Goal –
Each line of the listing that contains the word "index" is to be copied.

Record set –
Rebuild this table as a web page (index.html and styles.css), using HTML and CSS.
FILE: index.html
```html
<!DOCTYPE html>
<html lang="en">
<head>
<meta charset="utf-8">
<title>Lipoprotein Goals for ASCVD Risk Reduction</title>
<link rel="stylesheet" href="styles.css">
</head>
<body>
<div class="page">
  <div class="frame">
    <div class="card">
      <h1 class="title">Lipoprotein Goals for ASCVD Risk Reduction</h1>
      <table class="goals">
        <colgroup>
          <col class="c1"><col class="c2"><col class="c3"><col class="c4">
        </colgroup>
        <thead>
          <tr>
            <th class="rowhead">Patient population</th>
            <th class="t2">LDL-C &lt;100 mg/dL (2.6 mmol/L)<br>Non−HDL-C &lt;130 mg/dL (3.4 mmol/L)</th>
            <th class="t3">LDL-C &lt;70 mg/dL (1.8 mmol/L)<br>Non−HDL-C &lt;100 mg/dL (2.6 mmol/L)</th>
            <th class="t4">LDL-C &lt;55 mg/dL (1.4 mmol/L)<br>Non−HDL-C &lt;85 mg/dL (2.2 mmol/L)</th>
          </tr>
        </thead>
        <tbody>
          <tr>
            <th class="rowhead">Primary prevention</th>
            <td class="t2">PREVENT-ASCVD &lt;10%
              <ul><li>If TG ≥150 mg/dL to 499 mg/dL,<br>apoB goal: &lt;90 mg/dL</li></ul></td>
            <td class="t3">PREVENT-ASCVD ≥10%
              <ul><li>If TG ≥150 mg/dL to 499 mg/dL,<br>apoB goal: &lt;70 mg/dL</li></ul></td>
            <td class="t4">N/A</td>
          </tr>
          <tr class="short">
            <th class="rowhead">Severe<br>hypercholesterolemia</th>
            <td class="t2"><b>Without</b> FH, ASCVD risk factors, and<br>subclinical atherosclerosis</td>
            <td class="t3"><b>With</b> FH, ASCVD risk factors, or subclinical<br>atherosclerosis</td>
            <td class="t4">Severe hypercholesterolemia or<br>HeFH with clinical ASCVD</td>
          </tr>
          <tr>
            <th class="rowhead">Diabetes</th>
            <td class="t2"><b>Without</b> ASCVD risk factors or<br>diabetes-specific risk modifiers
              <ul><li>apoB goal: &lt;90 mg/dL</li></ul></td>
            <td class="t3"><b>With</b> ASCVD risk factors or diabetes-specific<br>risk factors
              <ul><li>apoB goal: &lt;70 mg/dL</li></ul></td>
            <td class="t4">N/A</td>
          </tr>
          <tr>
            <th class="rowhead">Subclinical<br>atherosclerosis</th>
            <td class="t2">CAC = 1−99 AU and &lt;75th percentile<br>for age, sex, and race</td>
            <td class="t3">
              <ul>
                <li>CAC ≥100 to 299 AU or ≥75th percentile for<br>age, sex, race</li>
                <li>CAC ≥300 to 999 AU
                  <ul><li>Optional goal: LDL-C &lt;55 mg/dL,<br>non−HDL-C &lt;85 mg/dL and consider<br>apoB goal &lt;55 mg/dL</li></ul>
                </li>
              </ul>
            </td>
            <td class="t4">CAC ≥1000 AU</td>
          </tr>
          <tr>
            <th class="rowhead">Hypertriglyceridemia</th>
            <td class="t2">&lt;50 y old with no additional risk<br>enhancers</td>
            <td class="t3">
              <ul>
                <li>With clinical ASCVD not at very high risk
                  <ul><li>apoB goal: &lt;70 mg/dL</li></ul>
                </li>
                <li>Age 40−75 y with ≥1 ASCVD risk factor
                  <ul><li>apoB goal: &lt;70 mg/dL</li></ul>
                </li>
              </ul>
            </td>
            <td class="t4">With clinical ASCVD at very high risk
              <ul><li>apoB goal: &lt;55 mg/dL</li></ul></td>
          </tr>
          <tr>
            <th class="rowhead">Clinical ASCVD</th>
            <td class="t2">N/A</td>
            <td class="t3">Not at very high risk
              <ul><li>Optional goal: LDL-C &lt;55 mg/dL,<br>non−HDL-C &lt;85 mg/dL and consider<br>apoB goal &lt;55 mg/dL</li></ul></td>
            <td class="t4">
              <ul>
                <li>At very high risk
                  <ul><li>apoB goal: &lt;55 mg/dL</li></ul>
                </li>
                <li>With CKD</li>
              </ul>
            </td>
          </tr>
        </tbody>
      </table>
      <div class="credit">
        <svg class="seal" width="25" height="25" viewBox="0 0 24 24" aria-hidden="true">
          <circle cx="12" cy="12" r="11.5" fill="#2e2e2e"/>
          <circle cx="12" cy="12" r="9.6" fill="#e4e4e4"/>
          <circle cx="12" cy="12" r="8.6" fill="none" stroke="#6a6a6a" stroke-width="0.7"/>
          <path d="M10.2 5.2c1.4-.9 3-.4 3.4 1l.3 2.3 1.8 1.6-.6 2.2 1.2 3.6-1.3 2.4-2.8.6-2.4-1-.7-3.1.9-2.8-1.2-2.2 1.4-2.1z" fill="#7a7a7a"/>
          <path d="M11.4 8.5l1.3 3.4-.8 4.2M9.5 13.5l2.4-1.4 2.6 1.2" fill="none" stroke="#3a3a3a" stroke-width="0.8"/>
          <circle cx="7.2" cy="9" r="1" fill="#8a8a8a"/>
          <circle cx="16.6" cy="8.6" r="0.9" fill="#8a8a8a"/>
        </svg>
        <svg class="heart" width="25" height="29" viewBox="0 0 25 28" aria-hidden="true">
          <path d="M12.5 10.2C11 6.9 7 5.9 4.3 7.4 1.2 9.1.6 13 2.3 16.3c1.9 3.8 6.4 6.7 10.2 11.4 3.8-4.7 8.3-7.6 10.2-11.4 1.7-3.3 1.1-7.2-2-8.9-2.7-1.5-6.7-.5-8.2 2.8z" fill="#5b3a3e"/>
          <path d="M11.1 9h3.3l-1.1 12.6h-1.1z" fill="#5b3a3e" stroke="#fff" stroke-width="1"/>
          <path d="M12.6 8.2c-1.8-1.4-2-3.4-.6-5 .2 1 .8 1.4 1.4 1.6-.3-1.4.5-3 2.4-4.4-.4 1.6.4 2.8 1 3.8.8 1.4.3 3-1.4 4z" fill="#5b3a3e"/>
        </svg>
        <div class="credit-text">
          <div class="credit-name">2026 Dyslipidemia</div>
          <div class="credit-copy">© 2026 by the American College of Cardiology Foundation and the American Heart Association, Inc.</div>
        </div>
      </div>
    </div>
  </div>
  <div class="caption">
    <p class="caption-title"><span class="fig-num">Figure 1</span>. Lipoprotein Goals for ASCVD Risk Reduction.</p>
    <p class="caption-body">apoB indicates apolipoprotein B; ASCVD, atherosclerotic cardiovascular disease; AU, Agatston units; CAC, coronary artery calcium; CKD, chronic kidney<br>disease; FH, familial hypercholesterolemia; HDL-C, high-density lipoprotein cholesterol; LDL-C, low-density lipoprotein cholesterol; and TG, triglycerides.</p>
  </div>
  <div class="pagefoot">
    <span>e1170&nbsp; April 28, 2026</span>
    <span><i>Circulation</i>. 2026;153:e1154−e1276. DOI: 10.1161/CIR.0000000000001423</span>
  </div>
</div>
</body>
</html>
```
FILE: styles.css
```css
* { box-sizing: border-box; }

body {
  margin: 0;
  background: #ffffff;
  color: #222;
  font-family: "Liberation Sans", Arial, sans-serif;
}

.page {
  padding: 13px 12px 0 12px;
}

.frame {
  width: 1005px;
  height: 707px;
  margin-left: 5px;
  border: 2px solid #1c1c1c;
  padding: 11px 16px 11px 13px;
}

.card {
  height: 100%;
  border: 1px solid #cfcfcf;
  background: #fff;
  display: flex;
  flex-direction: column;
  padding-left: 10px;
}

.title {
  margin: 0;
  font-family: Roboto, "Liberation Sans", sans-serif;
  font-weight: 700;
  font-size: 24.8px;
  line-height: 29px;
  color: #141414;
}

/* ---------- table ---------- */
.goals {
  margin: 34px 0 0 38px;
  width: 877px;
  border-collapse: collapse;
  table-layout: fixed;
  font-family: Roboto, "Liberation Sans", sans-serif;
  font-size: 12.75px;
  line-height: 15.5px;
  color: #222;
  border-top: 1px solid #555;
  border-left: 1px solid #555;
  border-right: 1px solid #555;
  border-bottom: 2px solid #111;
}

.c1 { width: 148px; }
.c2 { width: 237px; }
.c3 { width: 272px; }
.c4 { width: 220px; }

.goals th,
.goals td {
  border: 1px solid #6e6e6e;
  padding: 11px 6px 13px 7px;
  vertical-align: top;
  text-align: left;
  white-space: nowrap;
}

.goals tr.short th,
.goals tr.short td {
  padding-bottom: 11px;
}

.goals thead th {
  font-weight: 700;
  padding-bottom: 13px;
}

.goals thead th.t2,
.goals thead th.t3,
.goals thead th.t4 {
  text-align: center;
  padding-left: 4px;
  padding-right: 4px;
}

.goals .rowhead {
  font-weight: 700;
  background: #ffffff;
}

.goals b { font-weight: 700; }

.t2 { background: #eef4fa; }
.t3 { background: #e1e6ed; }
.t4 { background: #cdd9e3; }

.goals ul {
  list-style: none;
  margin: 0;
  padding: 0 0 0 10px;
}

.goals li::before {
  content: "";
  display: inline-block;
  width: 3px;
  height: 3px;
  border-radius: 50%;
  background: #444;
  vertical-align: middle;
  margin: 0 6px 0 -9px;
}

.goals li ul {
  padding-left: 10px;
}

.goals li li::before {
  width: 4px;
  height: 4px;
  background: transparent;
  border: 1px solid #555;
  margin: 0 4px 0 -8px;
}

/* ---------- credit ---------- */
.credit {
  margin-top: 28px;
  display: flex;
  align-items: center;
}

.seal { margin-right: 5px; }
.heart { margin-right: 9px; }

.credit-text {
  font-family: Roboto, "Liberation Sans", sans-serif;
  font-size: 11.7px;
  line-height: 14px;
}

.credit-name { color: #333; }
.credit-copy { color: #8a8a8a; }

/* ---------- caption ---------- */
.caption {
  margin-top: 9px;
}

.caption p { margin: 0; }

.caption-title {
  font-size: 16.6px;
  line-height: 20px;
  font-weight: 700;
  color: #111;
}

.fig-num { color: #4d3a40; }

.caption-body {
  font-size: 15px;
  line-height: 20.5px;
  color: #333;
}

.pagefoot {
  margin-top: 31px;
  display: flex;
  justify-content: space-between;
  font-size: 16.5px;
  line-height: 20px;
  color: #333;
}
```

---

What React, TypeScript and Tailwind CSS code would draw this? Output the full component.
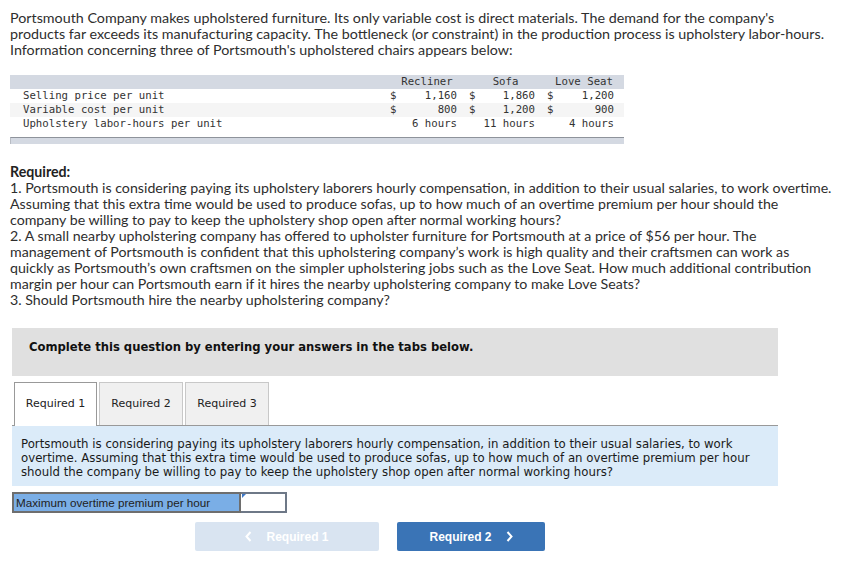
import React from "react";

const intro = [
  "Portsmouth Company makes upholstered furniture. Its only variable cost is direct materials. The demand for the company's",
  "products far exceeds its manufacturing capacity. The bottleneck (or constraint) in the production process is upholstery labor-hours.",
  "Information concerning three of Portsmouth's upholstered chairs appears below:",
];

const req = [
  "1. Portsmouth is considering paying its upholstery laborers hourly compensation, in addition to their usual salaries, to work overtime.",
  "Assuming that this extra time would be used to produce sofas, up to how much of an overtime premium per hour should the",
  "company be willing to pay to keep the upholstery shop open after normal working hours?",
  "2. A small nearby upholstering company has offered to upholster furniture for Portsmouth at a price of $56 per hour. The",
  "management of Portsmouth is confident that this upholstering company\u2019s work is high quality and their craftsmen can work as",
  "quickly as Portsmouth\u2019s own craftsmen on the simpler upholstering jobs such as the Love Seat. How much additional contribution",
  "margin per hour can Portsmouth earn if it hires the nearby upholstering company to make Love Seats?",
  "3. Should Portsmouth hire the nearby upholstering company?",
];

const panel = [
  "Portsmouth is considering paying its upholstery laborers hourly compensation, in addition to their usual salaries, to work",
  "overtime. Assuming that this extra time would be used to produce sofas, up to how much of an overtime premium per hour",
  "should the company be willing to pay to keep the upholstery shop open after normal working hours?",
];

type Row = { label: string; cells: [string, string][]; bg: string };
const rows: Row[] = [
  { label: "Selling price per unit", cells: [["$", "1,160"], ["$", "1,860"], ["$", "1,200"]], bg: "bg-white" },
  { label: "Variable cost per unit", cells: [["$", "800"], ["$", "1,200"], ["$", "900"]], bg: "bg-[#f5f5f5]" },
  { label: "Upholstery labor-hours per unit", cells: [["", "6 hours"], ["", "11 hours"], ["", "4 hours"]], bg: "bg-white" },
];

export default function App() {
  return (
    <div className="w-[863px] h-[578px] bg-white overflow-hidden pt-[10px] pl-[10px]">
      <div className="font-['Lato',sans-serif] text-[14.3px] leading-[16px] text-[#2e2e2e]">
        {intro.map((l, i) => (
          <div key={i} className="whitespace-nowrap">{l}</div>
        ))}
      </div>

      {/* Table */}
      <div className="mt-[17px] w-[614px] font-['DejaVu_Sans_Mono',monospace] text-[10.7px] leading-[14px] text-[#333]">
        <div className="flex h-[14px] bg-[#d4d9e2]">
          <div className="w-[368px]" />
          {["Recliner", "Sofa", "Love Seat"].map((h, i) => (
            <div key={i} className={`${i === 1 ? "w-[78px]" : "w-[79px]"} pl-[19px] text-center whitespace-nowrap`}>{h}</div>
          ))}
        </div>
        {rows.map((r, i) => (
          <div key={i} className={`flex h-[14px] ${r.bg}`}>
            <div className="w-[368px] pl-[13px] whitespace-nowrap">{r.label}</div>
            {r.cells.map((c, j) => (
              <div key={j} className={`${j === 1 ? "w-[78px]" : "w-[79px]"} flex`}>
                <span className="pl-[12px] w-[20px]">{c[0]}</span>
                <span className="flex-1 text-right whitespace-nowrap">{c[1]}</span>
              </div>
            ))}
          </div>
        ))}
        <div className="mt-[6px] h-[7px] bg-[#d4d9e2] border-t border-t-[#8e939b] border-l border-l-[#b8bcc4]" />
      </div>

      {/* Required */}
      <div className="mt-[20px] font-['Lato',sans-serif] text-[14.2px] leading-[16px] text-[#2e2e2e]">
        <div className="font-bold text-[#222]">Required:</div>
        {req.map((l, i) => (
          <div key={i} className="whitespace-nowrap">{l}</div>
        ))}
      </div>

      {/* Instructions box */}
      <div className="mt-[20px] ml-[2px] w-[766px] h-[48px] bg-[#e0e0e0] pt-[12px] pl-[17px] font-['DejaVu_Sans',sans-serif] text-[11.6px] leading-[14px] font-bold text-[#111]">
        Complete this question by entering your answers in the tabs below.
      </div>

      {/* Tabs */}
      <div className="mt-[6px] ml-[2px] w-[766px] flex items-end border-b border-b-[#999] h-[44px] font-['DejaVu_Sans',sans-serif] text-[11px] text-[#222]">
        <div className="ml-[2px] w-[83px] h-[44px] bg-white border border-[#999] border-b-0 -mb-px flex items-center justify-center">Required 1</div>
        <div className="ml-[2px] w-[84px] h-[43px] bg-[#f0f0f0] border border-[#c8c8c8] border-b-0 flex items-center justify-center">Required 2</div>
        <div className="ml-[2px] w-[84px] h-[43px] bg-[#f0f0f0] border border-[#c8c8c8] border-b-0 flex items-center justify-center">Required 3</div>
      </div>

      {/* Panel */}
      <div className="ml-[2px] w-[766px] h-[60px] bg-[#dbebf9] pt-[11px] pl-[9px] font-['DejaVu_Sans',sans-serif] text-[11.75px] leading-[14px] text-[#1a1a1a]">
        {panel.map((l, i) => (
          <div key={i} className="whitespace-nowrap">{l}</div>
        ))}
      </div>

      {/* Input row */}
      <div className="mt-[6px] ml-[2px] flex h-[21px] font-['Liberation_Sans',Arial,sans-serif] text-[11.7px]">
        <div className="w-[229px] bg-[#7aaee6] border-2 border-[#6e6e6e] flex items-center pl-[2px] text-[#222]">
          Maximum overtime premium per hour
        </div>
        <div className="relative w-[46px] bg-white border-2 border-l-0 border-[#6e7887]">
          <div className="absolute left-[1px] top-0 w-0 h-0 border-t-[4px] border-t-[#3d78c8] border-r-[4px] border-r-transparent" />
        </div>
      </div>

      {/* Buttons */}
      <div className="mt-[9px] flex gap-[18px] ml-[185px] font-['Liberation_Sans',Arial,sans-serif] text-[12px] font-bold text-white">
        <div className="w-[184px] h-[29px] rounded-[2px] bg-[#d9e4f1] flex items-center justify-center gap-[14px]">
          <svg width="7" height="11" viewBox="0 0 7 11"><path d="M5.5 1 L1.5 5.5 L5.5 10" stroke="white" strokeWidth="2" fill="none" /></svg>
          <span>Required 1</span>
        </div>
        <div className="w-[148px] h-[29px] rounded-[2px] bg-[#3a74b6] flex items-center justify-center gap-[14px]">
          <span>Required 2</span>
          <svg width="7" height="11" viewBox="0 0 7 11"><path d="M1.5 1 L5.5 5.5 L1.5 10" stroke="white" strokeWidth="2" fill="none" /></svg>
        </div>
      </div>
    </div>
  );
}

Expected answer –
Rebuild this table as a web page (index.html and styles.css), using HTML and CSS.
FILE: index.html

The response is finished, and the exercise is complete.